A pesar de que el informe de Codazzi se supone debía ser técnico y preciso, en esta parte de su viaje no consiguió privarse de consignar sus sensaciones: “cerrando el paisaje al sur [están las] lóbregas i desiertas selvas escalonadas en los planos superpuestos de la altísima serranía, coronada al poniente por el páramo de las Papas i cortada por el fragoroso camino que conduce a las cabeceras del Magdalena. […] Tal es el espléndido marco en que está engastado el valle de San Agustín, separado del resto de la tierra como un santuario misterioso, y aun podría decirse que invijilado por las moles estupendas que, cual centinelas de la eternidad, se levantan a su alrededor. […] Lo secuestrado i silencioso del valle, oculto al comun de los viandantes i sin mas puntos de ingreso a él, que un desfiladero al S. i otro al N., lo hacia mui apropiado para dar importancia sobrenatural al culto de los ídolos i para la celebracion de ceremonias secretas”.
Codazzi era geógrafo y no antropólogo, y más hermosas son sus descripciones del paisaje que precisas las de las estatuas, según Preuss. A pesar de que Codazzi se ocupó en su informe de treinta y siete esculturas y un “adoratorio”, y levantó un plano topográfico con la localización de las estatuas, al antropólogo alemán le pareció un estudio impreciso y poco fiable. Pero Preuss no iba por las figuras que vio Caldas y luego describió Codazzi, sino por las del Alto de los Ídolos, un tesoro que aún faltaba por recuperar.

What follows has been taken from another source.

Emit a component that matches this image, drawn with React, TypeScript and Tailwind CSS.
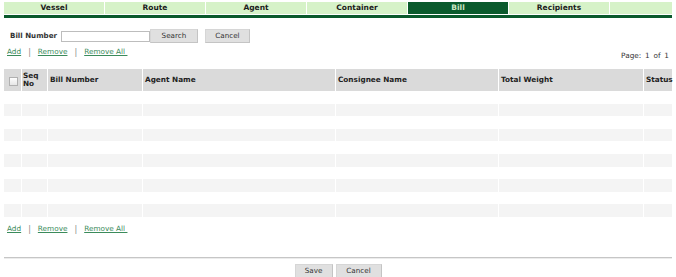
import React from "react";

const tabs = ["Vessel", "Route", "Agent", "Container", "Bill", "Recipients"];

const columns = [
  { key: "check", label: "" },
  { key: "seq", label: "Seq No" },
  { key: "bill", label: "Bill Number" },
  { key: "agent", label: "Agent Name" },
  { key: "consignee", label: "Consignee Name" },
  { key: "weight", label: "Total Weight" },
  { key: "status", label: "Status" },
];

const grid = "grid grid-cols-[18px_26px_95px_193px_163px_145px_28px]";

function Btn({ label, w }: { label: string; w: string }) {
  return (
    <button
      className={`${w} h-[14px] flex items-center justify-center bg-[#e0e0e0] border border-[#d6d6d6] border-r-[#c4c4c4] border-b-[#c4c4c4] text-[7.2px] leading-none text-[#333]`}
    >
      {label}
    </button>
  );
}

function Links() {
  return (
    <div className="flex items-start pl-[3px] h-[10px] leading-[10px] text-[7.3px] text-[#3b8b5b]">
      <span className="underline">Add</span>
      <span className="px-[7px] text-[#8a8a8a] text-[8px] leading-[10px] translate-y-[1px]">|</span>
      <span className="underline">Remove</span>
      <span className="px-[7px] text-[#8a8a8a] text-[8px] leading-[10px] translate-y-[1px]">|</span>
      <span className="underline">Remove All&nbsp;</span>
    </div>
  );
}

export default function App() {
  const rows = Array.from({ length: 10 }, (_, i) => i);

  return (
    <div className="w-[676px] h-[277px] bg-white px-[4px] pt-[2px] overflow-hidden font-['DejaVu_Sans',sans-serif] text-[#222]">
      {/* Tabs */}
      <div className="flex gap-[1px] h-[12px]">
        {tabs.map((t) => (
          <div
            key={t}
            className={`w-[100px] flex items-center justify-center text-[7.5px] font-bold leading-none ${
              t === "Bill" ? "bg-[#0a5a2c] text-[#cfe8c6]" : "bg-[#d6f2c8] text-[#1c1c1c]"
            }`}
          >
            {t}
          </div>
        ))}
        <div className="flex-1 bg-[#d6f2c8]" />
      </div>
      <div className="mt-[1px] h-[3px] bg-[#0a5a2c]" />

      {/* Search */}
      <div className="mt-[11px] flex items-center h-[14px]">
        <span className="ml-[6px] text-[7.1px] font-bold text-[#333]">Bill Number</span>
        <input className="ml-[4px] w-[89px] h-[11px] border border-[#bdbdbd] bg-white outline-none" />
        <Btn label="Search" w="w-[48px]" />
        <div className="ml-[7px]">
          <Btn label="Cancel" w="w-[45px]" />
        </div>
      </div>

      {/* Links / paging */}
      <div className="mt-[4px] flex items-start justify-between h-[14px]">
        <Links />
        <span className="mt-[4px] mr-[3px] text-[7.3px] leading-[10px] text-[#333] [word-spacing:1.5px]">
          Page: 1 of 1
        </span>
      </div>

      {/* Table */}
      <div className="mt-[8px]">
        <div className={`${grid} h-[22px]`}>
          {columns.map((c, i) => (
            <div
              key={c.key}
              className={`bg-[#dadada] flex items-center text-[7.3px] font-bold text-[#222] ${
                i < columns.length - 1 ? "border-r border-white" : ""
              } ${c.key === "seq" ? "pl-[1px]" : "pl-[2px]"}`}
            >
              {c.key === "check" ? (
                <span className="mx-auto mt-[2px] w-[9px] h-[9px] border border-[#b0b0b0] bg-gradient-to-b from-[#fdfdfd] to-[#e6e6e6]" />
              ) : c.key === "seq" ? (
                <span className="leading-[8px]">
                  Seq
                  <br />
                  No
                </span>
              ) : (
                <span className="leading-none">{c.label}</span>
              )}
            </div>
          ))}
        </div>
        {rows.map((r) => (
          <div key={r} className={`${grid} h-[12.6px]`}>
            {columns.map((c, i) => (
              <div
                key={c.key}
                className={`${r % 2 === 1 ? "bg-[#f4f4f4]" : "bg-white"} ${
                  i < columns.length - 1 ? "border-r border-white" : ""
                }`}
              />
            ))}
          </div>
        ))}
      </div>

      <div className="mt-[7px]">
        <Links />
      </div>

      {/* Footer */}
      <div className="mt-[23px] border-t border-[#c6c6c6]" />
      <div className="h-px bg-[#ececec]" />
      <div className="mt-[5px] flex justify-center gap-[3px]">
        <Btn label="Save" w="w-[38px]" />
        <Btn label="Cancel" w="w-[46px]" />
      </div>
    </div>
  );
}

Mientras paseaba me detuve ante una estatua que por alguna razón se me hacía familiar. La miré con detenimiento. Tenía la nariz ancha pero no parecía que resoplara, como en otras figuras. La boca carecía de colmillos o dientes visibles y estaba cerrada. En realidad, era apenas una hendidura algo desplazada hacia su izquierda. Los ojos tenían una especie de bolsas en la parte de abajo, y el conjunto insinuaba la sabiduría de una mujer mayor. ¡Claro! Era la estatua original de la “mujer del cuenco”, cuya réplica comprada al tallador había dejado en la urna junto al río.
Preuss llegó a la conclusión de que esta figura era una mujer porque tenía falda corta y un turbante que atrás formaba un anillo. También por las cintas debajo de las rodillas y por las pulseras en las muñecas. Y dice que era importante por su adorno en el pecho, decorado con supuestas plaquitas de oro. Asegura que tenía el torso abrigado y que era gorda, no solo por el abdomen grueso sino porque, al apretar su propio pecho con los brazos, hacía notable una cierta protuberancia. No puedo negar que me gusta ese tipo de observación aguda de los especialistas, que ven un mundo donde uno apenas alcanza a poner la vista.
Se ha dicho que Preuss venía de México con la frustración de no haber podido enviar al Museo Etnológico de Berlín –su patrocinador–, obras precolombinas originales. De ahí que en San Agustín se asegurara un par de docenas, que junto con la copia de otras, despachó pronto a Alemania. En el envío de las originales no iba, por fortuna, la “mujer del cuenco”.
En épocas recientes, especialistas colombianos han analizado las rocas en las que fueron talladas las estatuas. Sobre la “mujer del cuenco” afirman que está hecha en toba, la misma que llevaba en sus hombros el tallador. La toba es una roca de origen volcánico, como la mayoría de las que conforman la cordillera cerca de San Agustín. Está formada por pequeños fragmentos arrancados del cuello de un volcán, al paso de gases que han salido por allí a velocidades vertiginosas. Luego, estos gases se propagan por los alrededores y, cuando pierden velocidad, dejan caer al suelo los fragmentos, que forman una sábana gruesa. Con el tiempo esta capa es aprisionada bajo tierra, donde aguas subterráneas terminan por soldarlas y convertirlas en rocas. Al acercarme a la “mujer del cuenco” me pareció sentir que la roca despedía aún su antiguo calor.
De vuelta en Berlín, Preuss organizó una exposición de sus tesoros precolombinos. Era la primavera de 1923 y el clima permitía hacer el evento en la terraza del museo. Pero poco podía augurarse sobre el resultado de la muestra, en medio de la difícil situación económica y política que se vivía en una Alemania derrotada en la guerra no hacía mucho: “No creí que por mis queridos gigantes del interior de Colombia se interesara más que un grupo muy reducido de especialistas”.